The wide mouth frog jokes came later than the elephant jokes, beginning to enter circulation in the early 1970s USA. Most tellers of the joke were unable to offer much in the way of interpretation, but Dundes’ conviction that jokes do not exist in a vacuum but as part of a society and popular folklore begs further analysis of this category of jokes.

This concept fits with the idea that humour falls broadly into three central categories, although that itself is hugely oversimplified. The three categories are: incongruity; superiority and relief. Dundes’ explanation of the metaphor behind the wide mouth frog jokes dovetails neatly with the third, tension relieving branch of humour.

This is where the fact that such a book has made it into print and into a major bookselling chain becomes slightly shocking.

Dundes argues strongly that the joke is in fact an analogy of the survival tactics of Black Americans. This works on two levels, the first is that the frog enters the zoo from a free world. On entering the zoo, it enters a closed society with unwritten rules and the frog has to learn to toe the line with these rules or face being eaten.
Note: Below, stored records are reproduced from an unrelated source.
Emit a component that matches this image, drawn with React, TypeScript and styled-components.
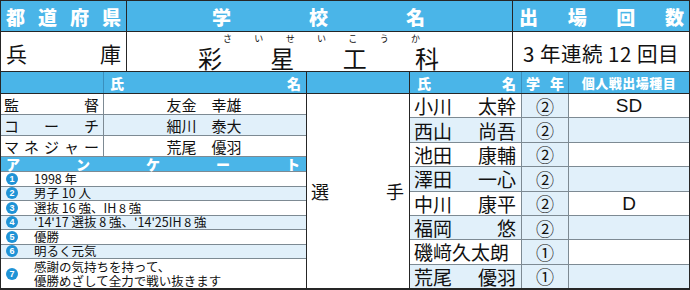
import * as React from "react";
import styled, {createGlobalStyle} from "styled-components";

const BLUE = "#4ab5e8";
const PALE = "#e1f0fa";
const LINE = "#7d8a93";
const DARK = "#262626";

const GlobalStyle = createGlobalStyle`
  html, body { margin: 0; padding: 0; background: #fff; }
  body { font-family: "Noto Sans CJK JP", "Noto Sans", sans-serif; color: #111; }
`

const Sheet = styled.div`
  width: 690px;
  height: 290px;
  box-sizing: border-box;
  border: 1px solid ${DARK};
  border-bottom-width: 2px;
  display: flex;
  flex-direction: column;
  overflow: hidden;
`

const TopRow = styled.div<{h:number, blue?:boolean}>`
  display: grid;
  grid-template-columns: 125px 386px 1fr;
  height: ${p=>p.h}px;
  flex-shrink: 0;
  background: ${p=>p.blue ? BLUE : "#fff"};
  border-bottom: 1px solid ${DARK};
  & > * + * { border-left: 1px solid ${DARK}; }
`

const Spread = styled.div<{pad:string, size:number, bold?:boolean, white?:boolean}>`
  display: flex;
  justify-content: space-between;
  align-items: center;
  padding: ${p=>p.pad};
  font-size: ${p=>p.size}px;
  font-weight: ${p=>p.bold ? 900 : 400};
  color: ${p=>p.white ? "#fff" : "#111"};
  line-height: 1;
  min-width: 0;
  min-height: 0;
`

const SchoolCell = styled.div`
  display: flex;
  flex-direction: column;
`

const Kana = styled(Spread)`
  height: 9px;
  padding-top: 2px;
`

const CountCell = styled.div`
  display: flex;
  align-items: center;
  justify-content: center;
  font-size: 20.5px;
  line-height: 1;
  padding-top: 2px;
  letter-spacing: 0.5px;
`

const Bottom = styled.div`
  flex: 1;
  display: grid;
  grid-template-columns: 305px 103px 1fr;
  grid-template-rows: 100%;
  min-height: 0;
  & > * + * { border-left: 1px solid ${DARK}; }
`

const Column = styled.div`
  display: flex;
  flex-direction: column;
  min-height: 0;
`

const StaffGrid = styled.div<{blue?:boolean, pale?:boolean}>`
  display: grid;
  grid-template-columns: 102px 1fr;
  height: ${p=>p.blue ? 22 : 21}px;
  flex-shrink: 0;
  background: ${p=>p.blue ? BLUE : p.pale ? PALE : "#fff"};
  border-bottom: 1px solid ${p=>p.blue ? DARK : LINE};
  box-sizing: border-box;
  & > * + * { border-left: 1px solid ${p=>p.blue ? "#3a8fbd" : LINE}; }
`

const StaffName = styled.div`
  display: flex;
  align-items: center;
  justify-content: center;
  font-size: 15px;
  line-height: 1;
  padding-right: 2px;
`

const SurveyHead = styled(Spread)`
  height: 15px;
  flex-shrink: 0;
  background: ${BLUE};
  border-bottom: 1px solid ${LINE};
  box-sizing: border-box;
`

const Item = styled.div<{h?:number, pale?:boolean}>`
  display: flex;
  align-items: center;
  flex: ${p=>p.h ? "1" : "none"};
  height: ${p=>p.h ? "auto" : "14.5px"};
  background: ${p=>p.pale ? PALE : "#fff"};
  border-bottom: 1px solid ${LINE};
  box-sizing: border-box;
  font-size: 12.5px;
  line-height: 14px;
  &:last-child { border-bottom: none; }
`

const Num = styled.span`
  width: 12px;
  height: 12px;
  border-radius: 50%;
  background: #1f93d6;
  color: #fff;
  font-size: 9px;
  font-weight: 900;
  font-family: "Liberation Sans", sans-serif;
  display: flex;
  align-items: center;
  justify-content: center;
  margin: 0 16px 0 5px;
  flex-shrink: 0;
`

const HeadBlank = styled.div`
  height: 22px;
  flex-shrink: 0;
  background: ${BLUE};
  border-bottom: 1px solid ${DARK};
  box-sizing: border-box;
`

const PlayerLabel = styled(Spread)`
  flex: 1;
  padding: 0 5px 0 4px;
`

const RosterRow = styled.div<{blue?:boolean, pale?:boolean}>`
  display: grid;
  grid-template-columns: 111px 47px 1fr;
  flex: ${p=>p.blue ? "none" : "1 1 0"};
  height: ${p=>p.blue ? "22px" : "auto"};
  min-height: 0;
  background: ${p=>p.blue ? BLUE : p.pale ? PALE : "#fff"};
  border-bottom: 1px solid ${p=>p.blue ? DARK : LINE};
  box-sizing: border-box;
  &:last-child { border-bottom: none; }
  & > * + * { border-left: 1px solid ${p=>p.blue ? "#3a8fbd" : LINE}; }
`

const Grade = styled.div`
  display: flex;
  align-items: center;
  justify-content: center;
  background: ${PALE};
  font-size: 18px;
  line-height: 1;
`

const Event = styled.div`
  display: flex;
  align-items: center;
  justify-content: center;
  font-family: "Liberation Sans", "Noto Sans", sans-serif;
  font-size: 19px;
  line-height: 1;
`

const EventHead = styled.div`
  display: flex;
  align-items: center;
  justify-content: center;
  color: #fff;
  font-weight: 900;
  font-size: 13px;
  line-height: 1;
  letter-spacing: 0.5px;
`

const chars = (s:string) => Array.from(s).map((c,i)=><span key={i}>{c}</span>)

const staff = [["監督","友金　幸雄"],["コーチ","細川　泰大"],["マネジャー","荒尾　優羽"]]
const survey = ["1998 年","男子 10 人","選抜 16 強、IH 8 強","'14'17 選抜 8 強、'14'25IH 8 強","優勝","明るく元気"]
const players = [
    ["小川","太幹","②","SD"],["西山","尚吾","②",""],["池田","康輔","②",""],["澤田","一心","②",""],
    ["中川","康平","②","D"],["福岡","悠","②",""],["磯﨑久太朗","","①",""],["荒尾","優羽","①",""],
]

export default function App(){
    return(
        <>
            <GlobalStyle/>
            <Sheet>
                <TopRow h={30} blue>
                    <Spread pad="0 5px" size={19} bold white>{chars("都道府県")}</Spread>
                    <Spread pad="0 87px 0 85px" size={19} bold white>{chars("学校名")}</Spread>
                    <Spread pad="0 5px 0 6px" size={19} bold white>{chars("出場回数")}</Spread>
                </TopRow>
                <TopRow h={39}>
                    <Spread pad="2px 5px 0" size={21}>{chars("兵庫")}</Spread>
                    <SchoolCell>
                        <Kana pad="2px 92px 0 96px" size={9}>{chars("さいせいこうか")}</Kana>
                        <Spread pad="3px 73px 2px 71px" size={24} style={{flex:1}}>{chars("彩星工科")}</Spread>
                    </SchoolCell>
                    <CountCell>3 年連続 12 回目</CountCell>
                </TopRow>
                <Bottom>
                    <Column>
                        <StaffGrid blue>
                            <div/>
                            <Spread pad="0 5px 0 6px" size={14} bold white>{chars("氏名")}</Spread>
                        </StaffGrid>
                        {staff.map(([role,name],i)=>(
                            <StaffGrid key={role} pale={i===1}>
                                <Spread pad="0 4px 0 3px" size={15}>{chars(role)}</Spread>
                                <StaffName>{name}</StaffName>
                            </StaffGrid>
                        ))}
                        <SurveyHead pad="0 6px 0 5px" size={14} bold white>{chars("アンケート")}</SurveyHead>
                        {survey.map((t,i)=>(
                            <Item key={i} pale={i%2===1}><Num>{i+1}</Num>{t}</Item>
                        ))}
                        <Item h={1}>
                            <Num>7</Num>
                            <div>感謝の気持ちを持って、<br/>優勝めざして全力で戦い抜きます</div>
                        </Item>
                    </Column>
                    <Column>
                        <HeadBlank/>
                        <PlayerLabel pad="" size={18}>{chars("選手")}</PlayerLabel>
                    </Column>
                    <Column>
                        <RosterRow blue>
                            <Spread pad="0 5px 0 7px" size={14} bold white>{chars("氏名")}</Spread>
                            <Spread pad="0 4px" size={14} bold white>{chars("学年")}</Spread>
                            <EventHead>個人戦出場種目</EventHead>
                        </RosterRow>
                        {players.map(([f,g,gr,ev],i)=>(
                            <RosterRow key={i} pale={i%2===1}>
                                <Spread pad="0 5px 0 4px" size={19}>{g ? <><span>{f}</span><span>{g}</span></> : <span>{f}</span>}</Spread>
                                <Grade>{gr}</Grade>
                                <Event>{ev}</Event>
                            </RosterRow>
                        ))}
                    </Column>
                </Bottom>
            </Sheet>
        </>
    )
}
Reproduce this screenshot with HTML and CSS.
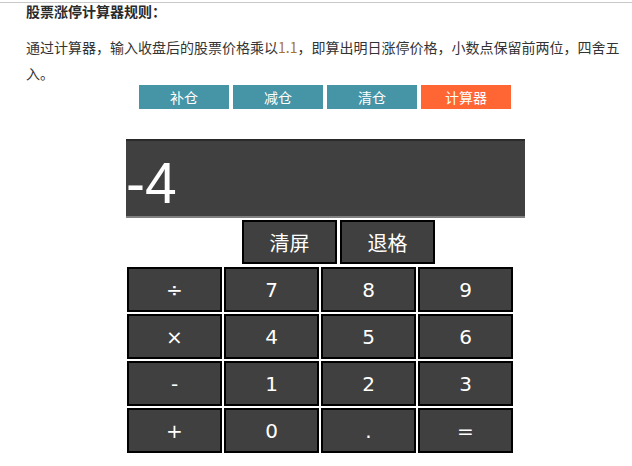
FILE: index.html
```html
<!DOCTYPE html>
<html lang="zh">
<head>
<meta charset="utf-8">
<title>股票涨停计算器</title>
<link rel="stylesheet" href="styles.css">
</head>
<body>
<div class="topline"></div>
<div class="intro">
  <div class="title">股票涨停计算器规则：</div>
  <p class="desc">通过计算器，输入收盘后的股票价格乘以<span class="num">1.1</span>，即算出明日涨停价格，小数点保留前两位，四舍五入。</p>
</div>
<div class="tabs">
  <div class="tab">补仓</div>
  <div class="tab">减仓</div>
  <div class="tab">清仓</div>
  <div class="tab active">计算器</div>
</div>
<div class="calc">
  <div class="screen">-4</div>
  <div class="ctrls">
    <div class="key ctrl">清屏</div>
    <div class="key ctrl">退格</div>
  </div>
  <div class="pad">
    <div class="key">÷</div><div class="key">7</div><div class="key">8</div><div class="key">9</div>
    <div class="key">×</div><div class="key">4</div><div class="key">5</div><div class="key">6</div>
    <div class="key">-</div><div class="key">1</div><div class="key">2</div><div class="key">3</div>
    <div class="key">+</div><div class="key">0</div><div class="key">.</div><div class="key">=</div>
  </div>
</div>
</body>
</html>
```
FILE: styles.css
```css
html, body {
  margin: 0;
  padding: 0;
  background: #fff;
}
body {
  font-family: "Noto Sans CJK SC", "DejaVu Sans", sans-serif;
  color: #333;
}
.topline {
  margin-top: 2px;
  height: 1px;
  background: #c8c8c8;
}
.intro {
  padding-left: 26px;
}
.title {
  font-size: 14px;
  font-weight: bold;
  line-height: 16px;
  color: #2a2a2a;
}
.desc {
  margin: 15px 0 0 0;
  font-size: 14px;
  line-height: 26px;
  color: #333;
  padding-right: 8px;
}
.num {
  color: #a8742a;
}
.tabs {
  display: flex;
  gap: 4px;
  margin: -1px 0 0 139px;
}
.tab {
  width: 90px;
  height: 24px;
  line-height: 24px;
  text-align: center;
  font-size: 14px;
  color: #fff;
  background: #4595a6;
}
.tab.active {
  background: #ff6633;
}
.calc {
  margin: 30px 0 0 126px;
  width: 400px;
}
.screen {
  box-sizing: border-box;
  width: 399px;
  height: 79px;
  border-top: 2px solid #2a2a2a;
  border-bottom: 2px solid #808080;
  background: #404040;
  color: #fff;
  font-family: "Liberation Sans", Arial, sans-serif;
  font-size: 57px;
  padding-top: 10px;
  line-height: 65px;
  overflow: hidden;
}
.ctrls {
  display: flex;
  gap: 3px;
  margin: 2px 0 0 116px;
}
.key {
  box-sizing: border-box;
  width: 95px;
  height: 45px;
  border: 2px solid #000;
  background: #404040;
  color: #fff;
  display: flex;
  align-items: center;
  justify-content: center;
  font-family: "DejaVu Sans", sans-serif;
  font-size: 20px;
}
.key.ctrl {
  height: 44px;
  font-family: "Noto Sans CJK SC", sans-serif;
  font-size: 20px;
}
.pad {
  display: grid;
  grid-template-columns: repeat(4, 95px);
  grid-auto-rows: 45px;
  gap: 2px;
  margin: 3px 0 0 1px;
}
```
Although this can be taken to apply to outspoken people of any political persuasion when coupled with the speech patterns required for the joke, the need to conform and quiet down appears to be directed squarely at Black Americans, or at least a certain stereotype of Black Americans that was in circulation in the early 1970s. This is evident in the way sounds are made if you force your mouth into a maniacal grin when you speak. It produces a peculiar accent similar to ridiculous clichés of ‘Black American’ (Southern?) speech. As such, the wide mouth frog joke provides a socially sanctioned outlet for white people to ‘talk Black’, though, as Dundes notes, “what the Whites who talk Black say is that Blacks ought to be forced to talk White.”

But it seems that I’m alone in finding the wide mouth frog story book really, really offensive. After all, it’s a silly joke about a frog in a zoo. The book is sturdy and colourful and involves little more than silly voices. Unfortunately, I’m not convinced.

As Dundes says: “Racism need not be conscious to be destructive.”